## DIRECTIONS
Copy out all of the material exactly.

-- START OF RAW DATA --

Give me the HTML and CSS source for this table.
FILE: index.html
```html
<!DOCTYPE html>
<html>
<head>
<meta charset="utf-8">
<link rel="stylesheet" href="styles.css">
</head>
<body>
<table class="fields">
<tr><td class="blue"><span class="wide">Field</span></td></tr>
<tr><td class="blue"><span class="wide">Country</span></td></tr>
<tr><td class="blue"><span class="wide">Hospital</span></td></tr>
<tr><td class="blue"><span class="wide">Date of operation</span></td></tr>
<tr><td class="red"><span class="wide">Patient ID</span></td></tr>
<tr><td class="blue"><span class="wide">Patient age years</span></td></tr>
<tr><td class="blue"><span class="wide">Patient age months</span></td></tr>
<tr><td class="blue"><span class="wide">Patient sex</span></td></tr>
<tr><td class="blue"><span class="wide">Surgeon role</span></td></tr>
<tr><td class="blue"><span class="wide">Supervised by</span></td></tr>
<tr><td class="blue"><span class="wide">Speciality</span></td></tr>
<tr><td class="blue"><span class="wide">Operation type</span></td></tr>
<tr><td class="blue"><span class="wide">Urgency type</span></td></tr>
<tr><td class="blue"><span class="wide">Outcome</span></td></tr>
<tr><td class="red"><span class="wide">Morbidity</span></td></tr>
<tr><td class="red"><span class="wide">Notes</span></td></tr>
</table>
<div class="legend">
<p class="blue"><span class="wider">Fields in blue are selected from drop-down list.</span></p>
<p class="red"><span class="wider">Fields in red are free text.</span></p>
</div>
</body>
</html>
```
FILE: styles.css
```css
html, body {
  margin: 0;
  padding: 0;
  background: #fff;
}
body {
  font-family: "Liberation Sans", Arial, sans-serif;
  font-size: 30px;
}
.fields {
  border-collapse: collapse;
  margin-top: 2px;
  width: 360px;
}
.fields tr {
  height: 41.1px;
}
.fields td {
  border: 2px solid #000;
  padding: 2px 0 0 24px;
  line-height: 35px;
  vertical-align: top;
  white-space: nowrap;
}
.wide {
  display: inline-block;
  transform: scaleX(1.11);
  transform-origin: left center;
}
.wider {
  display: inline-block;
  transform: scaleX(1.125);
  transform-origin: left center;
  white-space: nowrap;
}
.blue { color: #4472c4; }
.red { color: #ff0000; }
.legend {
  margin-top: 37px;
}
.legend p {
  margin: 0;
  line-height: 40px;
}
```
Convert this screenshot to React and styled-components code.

-- END OF RAW DATA --

## EXERCISE RESULT
Give me the HTML and CSS source for this table.
FILE: index.html
```html
<!DOCTYPE html>
<html>
<head>
<meta charset="utf-8">
<link rel="stylesheet" href="styles.css">
</head>
<body>
<table class="fields">
<tr><td class="blue"><span class="wide">Field</span></td></tr>
<tr><td class="blue"><span class="wide">Country</span></td></tr>
<tr><td class="blue"><span class="wide">Hospital</span></td></tr>
<tr><td class="blue"><span class="wide">Date of operation</span></td></tr>
<tr><td class="red"><span class="wide">Patient ID</span></td></tr>
<tr><td class="blue"><span class="wide">Patient age years</span></td></tr>
<tr><td class="blue"><span class="wide">Patient age months</span></td></tr>
<tr><td class="blue"><span class="wide">Patient sex</span></td></tr>
<tr><td class="blue"><span class="wide">Surgeon role</span></td></tr>
<tr><td class="blue"><span class="wide">Supervised by</span></td></tr>
<tr><td class="blue"><span class="wide">Speciality</span></td></tr>
<tr><td class="blue"><span class="wide">Operation type</span></td></tr>
<tr><td class="blue"><span class="wide">Urgency type</span></td></tr>
<tr><td class="blue"><span class="wide">Outcome</span></td></tr>
<tr><td class="red"><span class="wide">Morbidity</span></td></tr>
<tr><td class="red"><span class="wide">Notes</span></td></tr>
</table>
<div class="legend">
<p class="blue"><span class="wider">Fields in blue are selected from drop-down list.</span></p>
<p class="red"><span class="wider">Fields in red are free text.</span></p>
</div>
</body>
</html>
```
FILE: styles.css
```css
html, body {
  margin: 0;
  padding: 0;
  background: #fff;
}
body {
  font-family: "Liberation Sans", Arial, sans-serif;
  font-size: 30px;
}
.fields {
  border-collapse: collapse;
  margin-top: 2px;
  width: 360px;
}
.fields tr {
  height: 41.1px;
}
.fields td {
  border: 2px solid #000;
  padding: 2px 0 0 24px;
  line-height: 35px;
  vertical-align: top;
  white-space: nowrap;
}
.wide {
  display: inline-block;
  transform: scaleX(1.11);
  transform-origin: left center;
}
.wider {
  display: inline-block;
  transform: scaleX(1.125);
  transform-origin: left center;
  white-space: nowrap;
}
.blue { color: #4472c4; }
.red { color: #ff0000; }
.legend {
  margin-top: 37px;
}
.legend p {
  margin: 0;
  line-height: 40px;
}
```
Convert this screenshot to React and styled-components code.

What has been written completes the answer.